Our case demonstrated restricted diffusion as the first imaging manifestation of CPM, occurring within 24 hours of clinical onset of tetraplegia and before detection of abnormalities on conventional MR images, including T1-weighted spin-echo, T2-weighted spin-echo, and FLAIR images. Follow-up MR imaging performed 5 days later showed that the restricted diffusion signal intensity abnormality within the pons increased in both the size of the area involved and the magnitude of diffusion restriction. Further studies are needed to determine the progression of DWI signal intensity change, because the diffusion changes presumably do not remain restricted indefinitely.

Restricted diffusion has been reported by Cramer et al in two patients with CPM who underwent MR imaging at days 6 and 7, respectively, following onset of tetraplegia (5). Follow-up MR imaging performed at day 21 following onset of tetraplegia in the first of Cramer et al’s patients demonstrated high DWI signal intensity owing to the T2 “shine-through” effect, which suggests that the restricted diffusion does not persist beyond 3 weeks following onset of tetraplegia.

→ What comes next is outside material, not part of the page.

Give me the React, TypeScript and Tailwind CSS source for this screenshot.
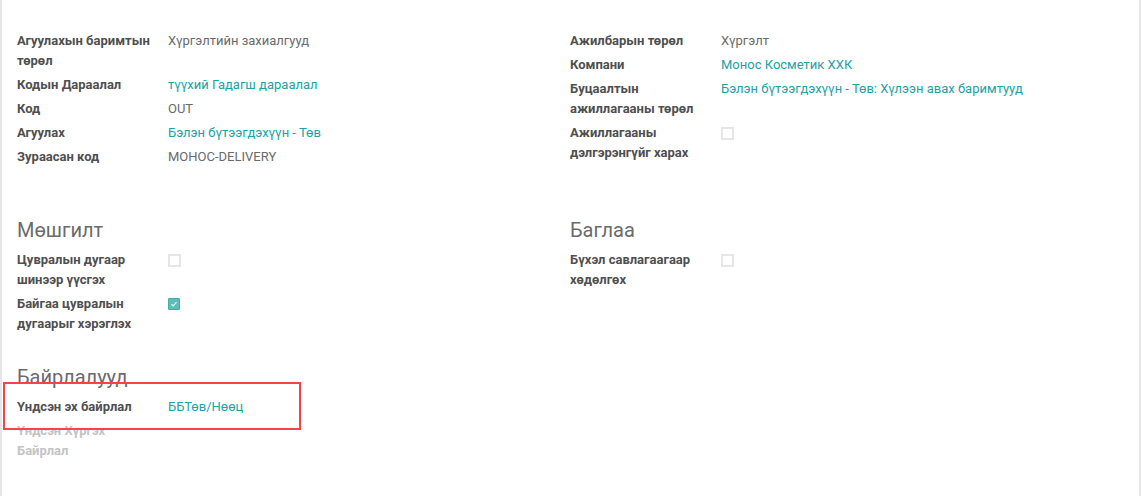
import React from "react";

const LINK = "text-[#21a1a5]";

function Checkbox({ checked = false }: { checked?: boolean }) {
  return (
    <div className="pt-[4px]">
      {checked ? (
        <div className="w-[12px] h-[12px] rounded-[1px] bg-[#5dbdb8] border border-[#4aa9a4] flex items-center justify-center">
          <svg width="8" height="8" viewBox="0 0 8 8">
            <path d="M1.5 4.2 L3.2 5.8 L6.5 2.2" stroke="#ffffff" strokeWidth="1.2" fill="none" opacity="0.85" />
          </svg>
        </div>
      ) : (
        <div className="w-[13px] h-[13px] bg-white border-2 border-[#e6e6e6]" />
      )}
    </div>
  );
}

function Row({
  label,
  children,
  faded = false,
}: {
  label: string;
  children?: React.ReactNode;
  faded?: boolean;
}) {
  return (
    <div className="flex mb-[4px]">
      <div
        className={`w-[151px] shrink-0 pr-[14px] font-bold ${
          faded ? "text-[#c4c4c4]" : "text-[#4f4f4f]"
        }`}
      >
        {label}
      </div>
      <div className="flex-1 text-[#6a6a6a]">{children}</div>
    </div>
  );
}

function Heading({ children }: { children: React.ReactNode }) {
  return (
    <div className="text-[20px] leading-[28px] text-[#6b6b6b] font-normal mb-[6px]">
      {children}
    </div>
  );
}

export default function App() {
  return (
    <div
      className="w-[1142px] h-[497px] bg-white overflow-hidden"
      style={{ fontFamily: "Roboto, 'Noto Sans', sans-serif" }}
    >
      <div className="relative w-[1141px] h-[496px] border-l-2 border-r-2 border-[#e6e6e6] pl-[15px] pt-[31px] text-[13px] leading-[20px]">
        <div className="grid grid-cols-[553px_552px]">
          <div>
            <Row label="Агуулахын баримтын төрөл">Хүргэлтийн захиалгууд</Row>
            <Row label="Кодын Дараалал">
              <span className={LINK}>түүхий Гадагш дараалал</span>
            </Row>
            <Row label="Код">OUT</Row>
            <Row label="Агуулах">
              <span className={LINK}>Бэлэн бүтээгдэхүүн - Төв</span>
            </Row>
            <Row label="Зураасан код">MOHOC-DELIVERY</Row>
          </div>
          <div>
            <Row label="Ажилбарын төрөл">Хүргэлт</Row>
            <Row label="Компани">
              <span className={LINK}>Монос Косметик ХХК</span>
            </Row>
            <Row label="Буцаалтын ажиллагааны төрөл">
              <span className={LINK}>Бэлэн бүтээгдэхүүн - Төв: Хүлээн авах баримтууд</span>
            </Row>
            <Row label="Ажиллагааны дэлгэрэнгүйг харах">
              <Checkbox />
            </Row>
          </div>
        </div>

        <div className="grid grid-cols-[553px_552px] mt-[45px]">
          <div>
            <Heading>Мөшгилт</Heading>
            <Row label="Цувралын дугаар шинээр үүсгэх">
              <Checkbox />
            </Row>
            <Row label="Байгаа цувралын дугаарыг хэрэглэх">
              <Checkbox checked />
            </Row>
          </div>
          <div>
            <Heading>Баглаа</Heading>
            <Row label="Бүхэл савлагаагаар хөдөлгөх">
              <Checkbox />
            </Row>
          </div>
        </div>

        <div className="mt-[25px]">
          <Heading>Байрлалууд</Heading>
          <Row label="Үндсэн эх байрлал">
            <span className={LINK}>ББТөв/Нөөц</span>
          </Row>
          <Row label="Үндсэн Хүргэх Байрлал" faded />
        </div>

        <div className="absolute left-[1px] top-[382px] w-[298px] h-[48px] border-2 border-[#f4444a]" />
      </div>
    </div>
  );
}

The mechanism for diffusion restriction in CPM remains to be elucidated. One can hypothesize that in the hypernatremic state water would be shifted from the extracellular interstitial compartment into either or both the intravascular compartment and within the glial cells. The decrease of free water in the interstitial space, combined with trapping of water within cells, would contribute to restricted diffusion. Furthermore, the osmotically related increase of water in the intracellular compartment would lead to cell swelling, which could contribute additionally to restriction of water movement in the interstitial space from mechanical considerations. It would be useful to repeat prior experimental studies such as those previously performed in animal models (18), but with the inclusion of MR DWI. Histologic correlation with DWI changes would likely lead to vastly improved understanding of CPM and may elucidate the choice of the most appropriate therapy for correction of hyponatremia without complication of myelinolysis.

Conclusion

This case report demonstrates the ability of DWI to depict imaging changes of CPM before these signs manifest at conventional MR imaging. DWI demonstrated restricted diffusion within the central pons in our patient within 24 hours of onset of tetraplegia. This case report supports use of DWI as a key imaging sequence in the early diagnosis of patients with suspected acute CPM, ideally allowing more prompt initiation of therapy before irreversible brain injury has occurred.